Always contact your state wildlife agency. Don’t let your ego get in the way. While it might be tempting to take matters into your own hands, the experts recommend you don’t confront the offenders yourself. The situation could escalate quickly and be potentially dangerous for you and your property. Instead, reach out to your state wildlife agency and/or local law enforcement and share your documentation with them. Some states even have dedicated tip lines for these types of violations. It’s also smart to establish a good relationship with wardens and other officials before problems arise so it’s easier to get a timely response when the poachers come around.

15 thoughts on “How Should You Deal with Poachers?”

    • RidgeRunner,

      What carcasses?
      Property Patrolled by Hannibal Lector.
      Signs properly posted of course and provide a short Public Interest piece for local radio station.
      Violators will be EATEN!
      Poachers will try but if landowners stand together and apply legal severe and prompt reaction with fair notice. That works in most states other than California, New Jersey, New York, Maryland, Massachusetts, and a few other states where they don’t respect what is yours anyway..
      Weak response to poachers just makes the situation bad for all concerned
      The Castle Doctrine applies on posted land in most C.D. states know what the laws are and act.

      shootski

    • Had a great friend, a veteran of the 101st AB, unfortunately no longer with us, who had a sign inside his garage which read thus: “Is there life after death? Trespass here and find out!” Along those lines, here is a suggestion for one, which fits right into the bowhunting theme: “You don’t want to be here without permission unless, like Custer, you wanna wear an Arrow Shirt.” Think poachers would get the point of that?
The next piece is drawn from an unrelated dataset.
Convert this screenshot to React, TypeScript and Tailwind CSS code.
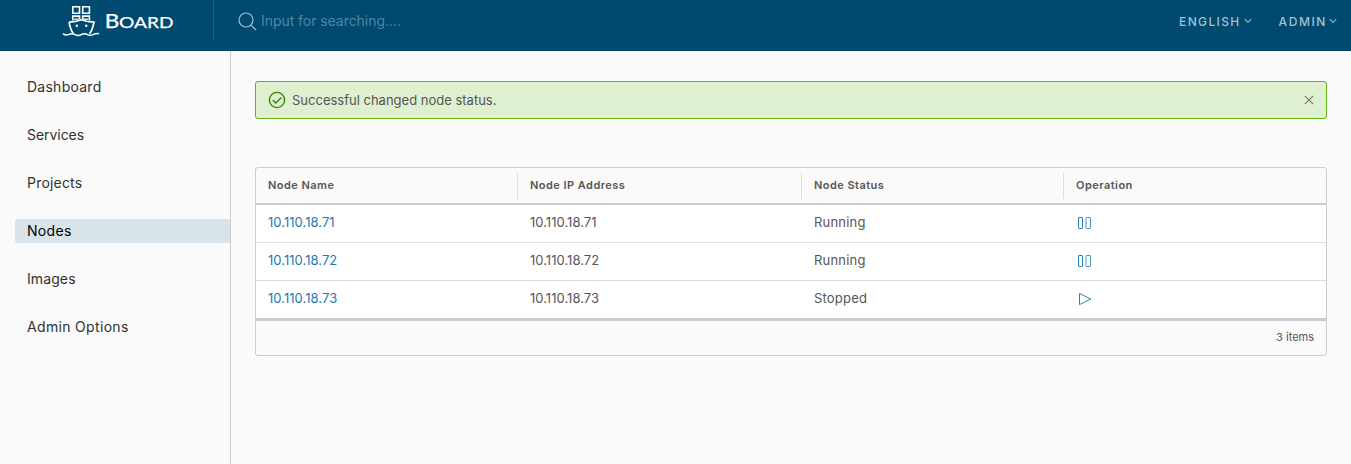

      Let’s just be careful out there.

  1. RK

    good advice,, particularly that about not taking into your own hands. The more who are aware of the infraction, the less likely of a vendetta starting. Very often the ones committing the acts are people who live close to where they do them. Which means that they may have more eyes and ears than you do.

    Pretty much everyone has a phone that takes pictures, Its pretty hard to argue against that kind of evidence. The game wardens have a tough job and usually a lot more ground to cover than they can handle. A little help couldn’t hurt.

    Ed

  2. The truth is, there are two kinds of poachers. Here in the Appalachians, I have seen both. You have the ones that will hunt and kill big bucks just to cut off their heads for trophys and leave the meat to rot and feed the buzzards, I do not have any use for that bunch. They are the ones whose carcasses should be left to rot and feed the buzzards. There are no racks hanging around at my house.

    Then there are those who are desperate to feed their families. No jobs. No handouts. Back during the Great Depression, wild game almost became extinct back in these hills. My Grandaddy took care of his wife and seven children, plus helped the local widows and old folk all he could. People helped each other. to survive. Good Ol’ Uncle Sam wasn’t around to help.

    I grew up in these hills, helping to feed my family. I quit hunting back in the 80’s because I no longer needed to do such to feed my family. If things were to get hard for me again, I would go back to it. There is no season when you are hungry.

  3. Damnit all! Now ya’ll done went and got me ta thinkin”! I find I do not like this “Bow Bully”. He does not need to hunt.
    He likes to hunt because he likes to kill things. He might eat what he kills, but he does not need to do that. I’ll bet there are a bunch of heads hanging around in his house and I will bet he did not eat all of them.

    • RR
      What I see is anybody that has grown up or been around land already knows what The Bull Bully has been writing about.

      There is probably good in it. Maybe the people that never had land can get smart and learn they shouldn’t be in places if not given permission. I’m not going to give any details here but all I know is when I was a kid I didn’t go to a place I wasn’t suppose to be. And likewise, people probably should beware if they were somewhere they shouldn’t be.

      All around where I lived there was good fishing ponds and lakes on people’s property. There was a locked wooden box with a slot cut in the top. You was suppose to drop a quarter or dollar bill in the slot and you could fish. But if the owner. Usually the farmer came around checking while you was fishing if you didn’t drop any money in the box and it was empty you was going to get a good lecture and the farmer would drop a quarter in the box and would tell you to enjoy yourself and keep fishing. But next time your here you better drop your quarter and somebody else’s and point them in the right direction to do the same. And to say them farm ponds always had the biggest fish.

      And we had some poaching going on here last year. The farmer seen the red glowing knocks on the arrows when they shot. He was setting on his front porch and they was about 50 yards towards one side of the house. He made some calls and everybody waited till they came back to thier truck and of course the authority was sitting right along side. Back in the old days when I was young it would of went a bit different. But you know how that goes. Times keep on changing.